El Eclipse, 20 años después

Es posible hoy decir que allá, a fines de la década del 90, cuando hacíamos la revista El Eclipse y sin que podamos verlo, en la consonancia irreductible de los acontecimientos y en el desatino de una cinefilia ya residual, se delineaba el punto de anclaje de una contemporaneidad por venir. No lo vimos, pero lo vivimos. La fuerza de tal experiencia radicaba, tal vez y fundamentalmente, en algo que no podíamos entender, que no podríamos haber entendido porque sucedía al ritmo discordante de un anuncio a destiempo, o de un desastre que ya había ocurrido, como todo desastre. Algo cambiaba, pero dejando todo igual. Algo seguía cambiando mientras todo permanecía. Es decir, todo, como siempre, cambiaba, pero dejando intacta la ferocidad de la injusticia. Pero si en algo era nuevo el cambio, lo era en su propia velocidad. El mundo se precipitaba y el cine con él. Había vértigo, y nos mareamos. El mundo, que se precipitaba cada vez más velozmente hacia no se sabía donde iba dejando atrás al cine. Acumulaba ruinas. El mundo acumulaba ruinas. Nosotros nos aferrábamos a ellas, las rescatábamos. El cine era una ruina. Lo limpiábamos pieza por pieza, fósil por fósil, y los defendíamos en una fiesta de mordizcones y dentelladas de trasnoche. Cazadores cuyas presas se fueron confundiendo en los ardores de la disputa. Pero allí el cine, en realidad, no quedaba atrás en la carrera, sino que se convertía pasivamente en ese Angelus Novus releído por Benjamin. El cine, como la historia, era ya un ángel impelido hacia adelante por esa tormenta mentida bajo el eufemismo del progreso, y que sólo podía ver, derrotado de espaldas al futuro, como se acumulaban las ruinas del mundo ante sus ojos. El cine lo veía. No así nosotros, que estábamos ahí, escribiendo sobre cine,  amando al cine un poco a destiempo. Un poco tarde. No pudimos ver ese punto en el que lo contemporáneo comenzaba a devorar una memoria sin la cual, el cine, empezaba a carecer de sentido y de historia, a perder potencia, a convertirse en un mero observador de ruinas que se acumulaban hasta tapar el horizonte. Quizás, en cierto sentido, un horizonte que no era sino el nuestro. Y si, sin horizonte, nos perdimos. Lo que no se perdió fue el cine, o al menos parte de lo que era.
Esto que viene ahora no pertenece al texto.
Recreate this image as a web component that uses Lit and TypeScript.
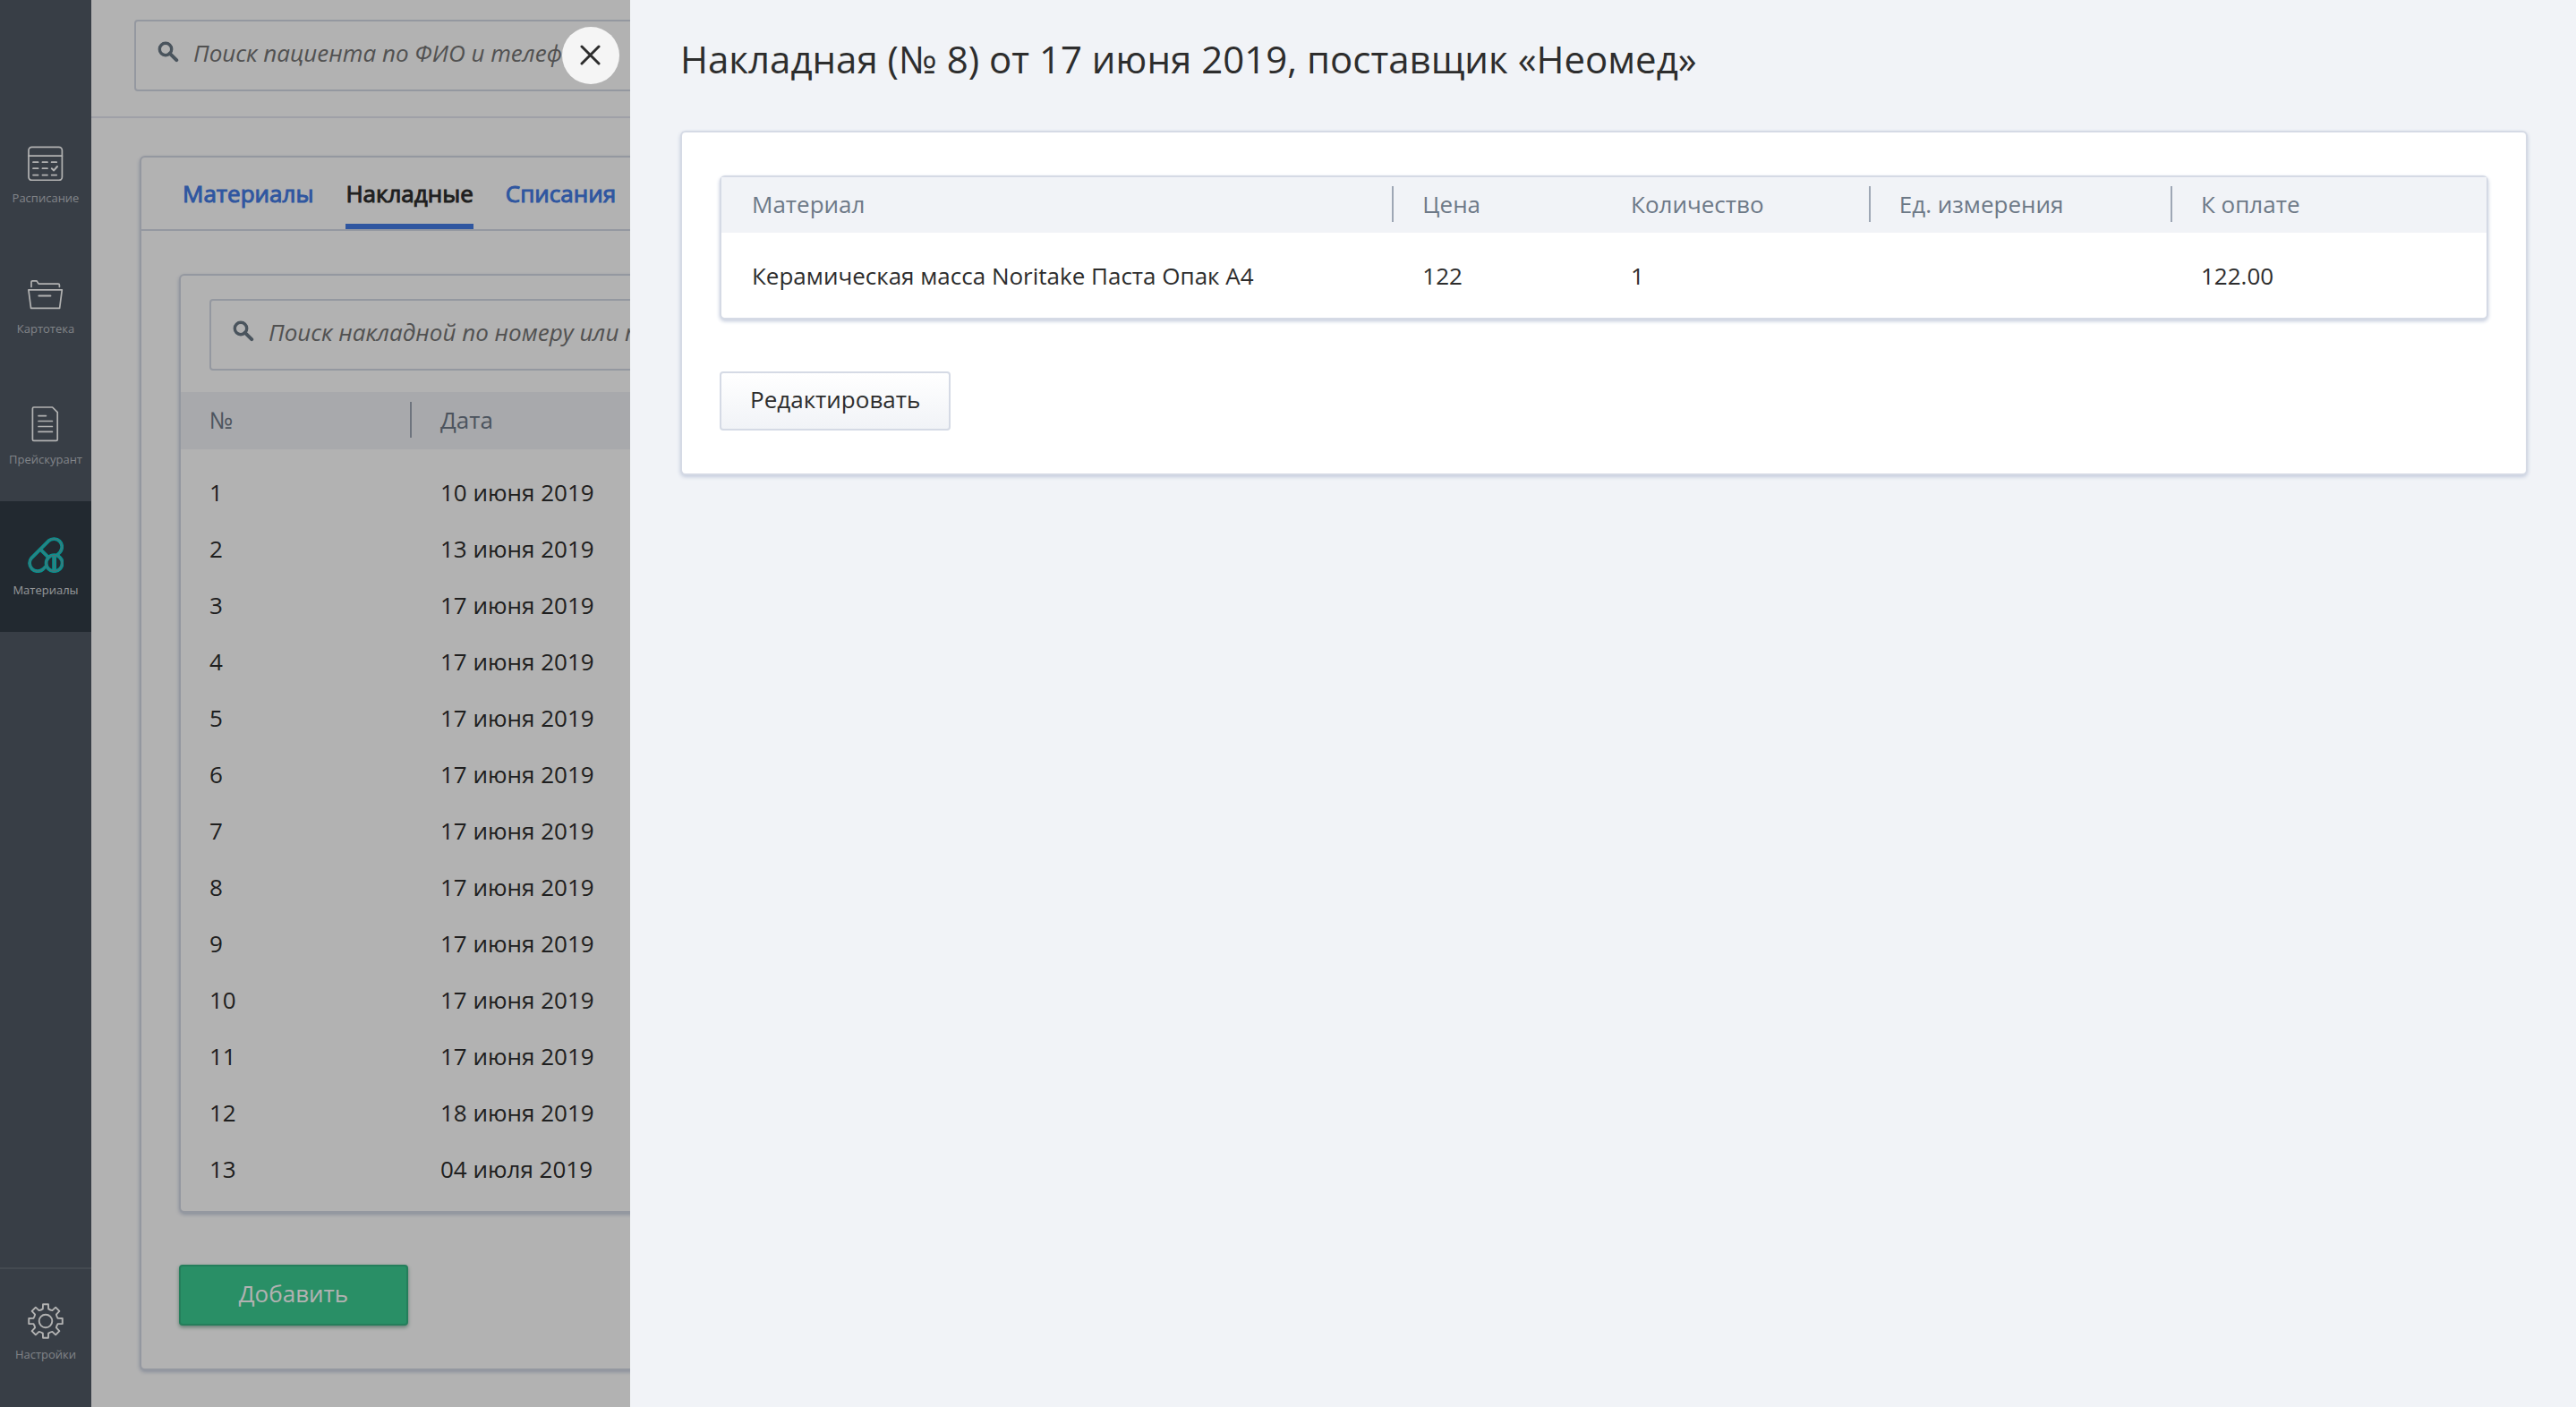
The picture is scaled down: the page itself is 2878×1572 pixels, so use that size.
import { LitElement, html, css, svg } from "lit";
import { customElement, property } from "lit/decorators.js";
import { classMap } from "lit/directives/class-map.js";

const polar = (radius: number, degrees: number): string => {
  const a = (degrees * Math.PI) / 180;
  return `${(20 + radius * Math.sin(a)).toFixed(2)} ${(20 - radius * Math.cos(a)).toFixed(2)}`;
};

/* Outline of an eight-toothed gear centred in a 40 by 40 box. */
const gearPath = (): string => {
  let d = "";
  for (let k = 0; k < 8; k++) {
    const a = k * 45;
    d += `${k === 0 ? "M" : "L"}${polar(14, a - 13)}L${polar(19, a - 9)}L${polar(19, a + 9)}L${polar(14, a + 13)}`;
    d += `A11 11 0 0 0 ${polar(14, a + 32)}`;
  }
  return d + "Z";
};

const icons: Record<string, unknown> = {
  schedule: svg`
    <g fill="none" stroke="#fff" stroke-width="1.7" stroke-linecap="round" stroke-linejoin="round">
      <rect x="1" y="2.4" width="37.4" height="37" rx="3.6"/>
      <path d="M1 12.2H38.4M6 19.2h5.6M16.4 19.2h5.6M26.6 19.2h5.6M6 26.2h5.6M16.4 26.2h5.6M6 33.6h5.6M16.4 33.6h5.6M26.6 33.6h5.6"/>
      <path stroke-width="2" d="M26.8 26.2l2.4 2.2 3.8-4.4"/>
    </g>`,
  folder: svg`
    <g fill="none" stroke="#fff" stroke-width="1.7" stroke-linecap="round" stroke-linejoin="round">
      <path d="M4 12.4V7q0-1.2 1.2-1.2H9.4q.8 0 1.2.8l1 1.8q.4.8 1.2.8H34q1.4 0 1.4 1.4v1.8"/>
      <path d="M.9 15.8H38.3L35.6 36.4H3.6Z"/>
      <path stroke-width="2" d="M12.4 22.6H25.4"/>
    </g>`,
  document: svg`
    <g fill="none" stroke="#fff" stroke-width="1.7" stroke-linecap="round" stroke-linejoin="round">
      <path d="M6.8 1H27.6L33.2 6.6V37q0 1.4-1.4 1.4H6.8q-1.4 0-1.4-1.4V2.4Q5.4 1 6.8 1Z"/>
      <path d="M12 10.6h8.4M12 16.5h15.4M12 22.5h15.4M12 28.4h15.4"/>
    </g>`,
  pills: svg`
    <g fill="#323b45" stroke-linejoin="round" stroke-linecap="round">
      <g stroke="#0dd0cd" stroke-width="3.8">
        <path d="M4.3 23.3L23.3 4.3A9 9 0 0 1 36 17L17 36A9 9 0 0 1 4.3 23.3Z"/>
        <path d="M14.2 13.8L23.2 22.8"/>
        <circle cx="29.6" cy="29.2" r="9"/>
        <path stroke-width="4.8" stroke-linecap="butt" d="M29.6 20.6V37.8"/>
      </g>
      <g stroke="#7d9ba2" stroke-width="1" fill="none">
        <path d="M20.6 32.4L17 36A9 9 0 0 1 4.3 23.3L23.3 4.3A9 9 0 0 1 36 17L34.4 19.2M14.2 13.8L22.6 22.2"/>
        <circle cx="29.6" cy="29.2" r="9"/>
        <path d="M29.6 20.6V37.8"/>
      </g>
    </g>`,
  gear: svg`
    <g fill="none" stroke="#fff" stroke-width="1.9" stroke-linejoin="round">
      <path d="${gearPath()}"/>
      <circle cx="20" cy="20" r="7.3"/>
    </g>`,
};

interface NavEntry {
  icon: string;
  label: string;
  active?: boolean;
}

const sections: NavEntry[] = [
  { icon: "schedule", label: "Расписание" },
  { icon: "folder", label: "Картотека" },
  { icon: "document", label: "Прейскурант" },
  { icon: "pills", label: "Материалы", active: true },
];

const invoices: [number, string][] = [
  [1, "10 июня 2019"],
  [2, "13 июня 2019"],
  [3, "17 июня 2019"],
  [4, "17 июня 2019"],
  [5, "17 июня 2019"],
  [6, "17 июня 2019"],
  [7, "17 июня 2019"],
  [8, "17 июня 2019"],
  [9, "17 июня 2019"],
  [10, "17 июня 2019"],
  [11, "17 июня 2019"],
  [12, "18 июня 2019"],
  [13, "04 июля 2019"],
];

@customElement("side-nav")
class SideNav extends LitElement {
  static styles = css`
    :host {
      display: flex;
      flex-direction: column;
      justify-content: space-between;
      padding-top: 122px;
      background: #515a65;
    }
    .item {
      display: flex;
      flex-direction: column;
      align-items: center;
      gap: 10px;
      height: 106px;
      padding-top: 40px;
      font-size: 13px;
      line-height: 18px;
      color: #b9bdc3;
      text-decoration: none;
    }
    .item.active {
      background: #323b45;
      color: #d6d9dc;
    }
    .footer {
      border-top: 2px solid #626a75;
      padding-bottom: 10px;
    }
    .footer .item {
      gap: 8px;
      padding-top: 38px;
    }
    svg {
      width: 40px;
      height: 40px;
      flex: none;
    }
  `;

  private item(entry: NavEntry) {
    return html`<a class=${classMap({ item: true, active: !!entry.active })} href="#">
      <svg viewBox="0 0 40 40" aria-hidden="true">${icons[entry.icon]}</svg>
      <span>${entry.label}</span>
    </a>`;
  }

  render() {
    return html`
      <nav>${sections.map((entry) => this.item(entry))}</nav>
      <div class="footer">${this.item({ icon: "gear", label: "Настройки" })}</div>
    `;
  }
}

@customElement("search-field")
class SearchField extends LitElement {
  @property() placeholder = "";

  static styles = css`
    :host {
      display: block;
    }
    .box {
      box-sizing: border-box;
      display: flex;
      gap: 16px;
      height: 80px;
      padding: 0 24px 6px;
      border: 2px solid #d5dae5;
      border-radius: 4px;
      background: #fff;
    }
    svg {
      width: 24px;
      height: 24px;
      margin-top: 22px;
      flex: none;
    }
    input {
      flex: 1;
      min-width: 0;
      padding: 0;
      border: 0;
      outline: 0;
      background: transparent;
      font: italic 26px/36px "Open Sans", "Noto Sans", sans-serif;
      color: #2d2d2d;
    }
    input::placeholder {
      color: #757575;
    }
  `;

  render() {
    return html`<label class="box">
      <svg viewBox="0 0 24 24" aria-hidden="true">
        <g fill="none" stroke="#6a7986" stroke-width="3.4">
          <circle cx="9" cy="9" r="6.7" />
          <path d="M13.6 13.6L21.2 21.2" stroke-width="4" stroke-linecap="round" />
        </g>
      </svg>
      <input type="search" placeholder=${this.placeholder} aria-label=${this.placeholder} />
    </label>`;
  }
}

const shared = css`
  .card {
    border: 2px solid #d5dae5;
    border-radius: 6px;
    background: #fff;
    box-shadow: 0 2px 4px #c3cbdc;
  }
  table {
    width: 100%;
    border-collapse: collapse;
    table-layout: fixed;
    color: #2d2d2d;
  }
  th,
  td {
    padding: 0;
    text-align: left;
    font-weight: 400;
  }
  thead tr {
    background: #f1f3f7;
  }
  th {
    height: 62px;
    padding-bottom: 2px;
    box-sizing: border-box;
    color: #6d7987;
  }
  .label {
    display: block;
    height: 40px;
    line-height: 40px;
    padding-left: 32px;
    border-left: 2px solid transparent;
  }
  .label.split {
    border-color: #9ea7b5;
  }
  td {
    height: 63px;
    padding-left: 34px;
  }
  .gap td {
    height: 16px;
  }
  button {
    font: 26px/36px "Open Sans", "Noto Sans", sans-serif;
    cursor: pointer;
  }
`;

@customElement("invoice-list")
class InvoiceList extends LitElement {
  static styles = [
    shared,
    css`
      :host {
        display: block;
      }
      header {
        padding: 22px 48px 28px;
        border-bottom: 2px solid #e4e5ef;
      }
      .page {
        padding: 42px 54px 38px;
      }
      .tabs {
        display: flex;
        gap: 36px;
        padding: 0 46px;
        border-bottom: 2px solid #d5dae5;
      }
      .tab {
        padding: 22px 0 16px;
        border-bottom: 6px solid transparent;
        line-height: 36px;
        color: #447ce6;
        text-decoration: none;
        -webkit-text-stroke: 1px currentColor;
      }
      .tab.active {
        color: #2d2d2d;
        border-color: #447ce6;
      }
      .body {
        padding: 48px 42px;
      }
      .list {
        margin-bottom: 58px;
      }
      .list search-field {
        margin: 26px 32px 24px;
      }
      .number {
        width: 256px;
      }
      th {
        height: 64px;
      }
      th:first-child .label {
        border-left: 0;
      }
      td:first-child {
        padding-left: 32px;
      }
      button {
        box-sizing: border-box;
        display: block;
        min-width: 256px;
        height: 68px;
        padding: 0 32px 4px;
        border: 2px solid #35b583;
        border-radius: 4px;
        background: #3bcd93;
        color: #fff;
        box-shadow: 0 2px 4px #8fb3a4;
      }
    `,
  ];

  render() {
    return html`
      <header><search-field placeholder="Поиск пациента по ФИО и телефону"></search-field></header>
      <div class="page">
        <section class="card">
          <nav class="tabs">
            <a class="tab" href="#">Материалы</a>
            <a class="tab active" href="#" aria-current="page">Накладные</a>
            <a class="tab" href="#">Списания</a>
          </nav>
          <div class="body">
            <div class="card list">
              <search-field placeholder="Поиск накладной по номеру или поставщику"></search-field>
              <table>
                <colgroup><col class="number" /><col /></colgroup>
                <thead>
                  <tr>
                    <th><span class="label">№</span></th>
                    <th><span class="label split">Дата</span></th>
                  </tr>
                </thead>
                <tbody>
                  <tr class="gap"><td colspan="2"></td></tr>
                  ${invoices.map(([n, date]) => html`<tr><td>${n}</td><td>${date}</td></tr>`)}
                  <tr class="gap"><td colspan="2"></td></tr>
                </tbody>
              </table>
            </div>
            <button type="button">Добавить</button>
          </div>
        </section>
      </div>
    `;
  }
}

@customElement("invoice-drawer")
class InvoiceDrawer extends LitElement {
  static styles = [
    shared,
    css`
      :host {
        display: block;
        box-sizing: border-box;
        padding: 36px 54px 36px 56px;
        background: #f1f3f7;
        color: #2d2d2d;
      }
      h1 {
        margin: 0 0 50px;
        font-size: 42px;
        line-height: 60px;
        font-weight: 400;
      }
      .sheet {
        padding: 48px 42px;
      }
      .lines {
        margin-bottom: 58px;
      }
      .material { width: 38%; }
      .price { width: 11.8%; }
      .amount { width: 15.2%; }
      .unit { width: 17.1%; }
      .total { width: 17.9%; }
      button {
        box-sizing: border-box;
        display: block;
        height: 66px;
        padding: 0 32px 4px;
        border: 2px solid #d5dae5;
        border-radius: 4px;
        background: linear-gradient(#fff, #f1f3f7);
        color: #2d2d2d;
      }
    `,
  ];

  render() {
    return html`
      <h1>Накладная (№ 8) от 17 июня 2019, поставщик «Неомед»</h1>
      <section class="card sheet">
        <div class="card lines">
          <table>
            <colgroup>
              <col class="material" /><col class="price" /><col class="amount" /><col class="unit" /><col class="total" />
            </colgroup>
            <thead>
              <tr>
                <th><span class="label">Материал</span></th>
                <th><span class="label split">Цена</span></th>
                <th><span class="label">Количество</span></th>
                <th><span class="label split">Ед. измерения</span></th>
                <th><span class="label split">К оплате</span></th>
              </tr>
            </thead>
            <tbody>
              <tr class="gap"><td colspan="5"></td></tr>
              <tr>
                <td>Керамическая масса Noritake Паста Опак A4</td>
                <td>122</td>
                <td>1</td>
                <td></td>
                <td>122.00</td>
              </tr>
              <tr class="gap"><td colspan="5"></td></tr>
            </tbody>
          </table>
        </div>
        <button type="button">Редактировать</button>
      </section>
    `;
  }
}

@customElement("app-root")
class AppRoot extends LitElement {
  static styles = css`
    :host {
      display: block;
      font: 26px/36px "Open Sans", "Noto Sans", sans-serif;
      background: #fff;
    }
    .shell {
      display: grid;
      grid-template-columns: 102px minmax(0, 1fr);
      min-height: 100vh;
    }
    .overlay {
      position: fixed;
      inset: 0;
      display: grid;
      grid-template-columns: 704px minmax(0, 1fr);
      background: rgba(0, 0, 0, 0.3);
    }
    .aside {
      display: flex;
      justify-content: flex-end;
      align-items: flex-start;
      padding: 30px 12px;
    }
    .close {
      display: flex;
      align-items: center;
      justify-content: center;
      width: 64px;
      height: 64px;
      padding: 0;
      border: 0;
      border-radius: 50%;
      background: #f5f5f5;
      cursor: pointer;
    }
    .close svg {
      width: 24px;
      height: 24px;
    }
  `;

  render() {
    return html`
      <div class="shell">
        <side-nav></side-nav>
        <invoice-list></invoice-list>
      </div>
      <div class="overlay">
        <div class="aside">
          <button class="close" type="button" aria-label="Закрыть">
            <svg viewBox="0 0 24 24" aria-hidden="true">
              <path d="M2 2L21 21M21 2L2 21" fill="none" stroke="#2d2d2d" stroke-width="3" stroke-linecap="round" />
            </svg>
          </button>
        </div>
        <invoice-drawer role="dialog"></invoice-drawer>
      </div>
    `;
  }
}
En esos años, en la segunda mitad de la década del 90, la imagen analógica comenzaba a ser desplazada por la digital. ¿Se trataría entonces -después- de la misma imagen, del mismo cine, del mismo vínculo con esas imágenes y con el mundo que en ellas se evocaba? También comenzaba el despliegue de las redes sociales en la web, y con ello, la experiencia del mundo se reconfiguraba radicalmente. En parte, empezábamos a quedar obsoletos, cuando menos anacrónicos. La última posibilidad de narrar comenzaba a verse sepultada por el vértigo de una instantaneidad informativa que excluía todo sesgo de experiencia. Después, muy pronto, ya entrado el nuevo milenio, llegaba el 11-S para sellar lo que vendría a ser lo contemporáneo. Dos minutos de diferencia entre un avión y otro fueron suficientes para que la humanidad entera formase parte de una puesta en escena hollywoodense: registrando, poniendo a circular, viendo, haciendo re circular. Ya no éramos meros espectadores de aquel cine, en un instante pasamos a formar parte de la puesta en escena planetaria del desastre capitalista. En ese punto terminaba de delinearse nuestra contemporaneidad por venir, esa en la que nos perdimos y que hoy, veinte años después, nos reencontramos. Pero entonces, tanto tiempo después, tanta contemporaneidad después, ¿qué somos ahora y que es el cine? ¿En qué punto nos reencontramos? ¿Para quién? ¿Contra quién? ¿Cómo serán a partir de ahora las imágenes? ¿Quién las hará? ¿Qué inteligencias y qué sensibilidades? ¿De qué hablamos cuando hablamos de cine?

Pero si el cine en estas circunstancias nos reencuentra es que su promesa, entre tanta ruina, sigue viva: aún es posible aprender a vivir juntxs, o, cuanto menos, aún vale la pena intentarlo, hasta el final de las fuerzas y hasta limpiar todas las ruinas, y como si fuese posible.

Así, como ahora, tras una pandemia, en medio de una avanzada ultraderechista y tras la muerte de Godard, pero con la misma estúpida convicción de hace unos 20 años, insistiendo aún en cruzar la montaña con el mismo barco: El Eclipse.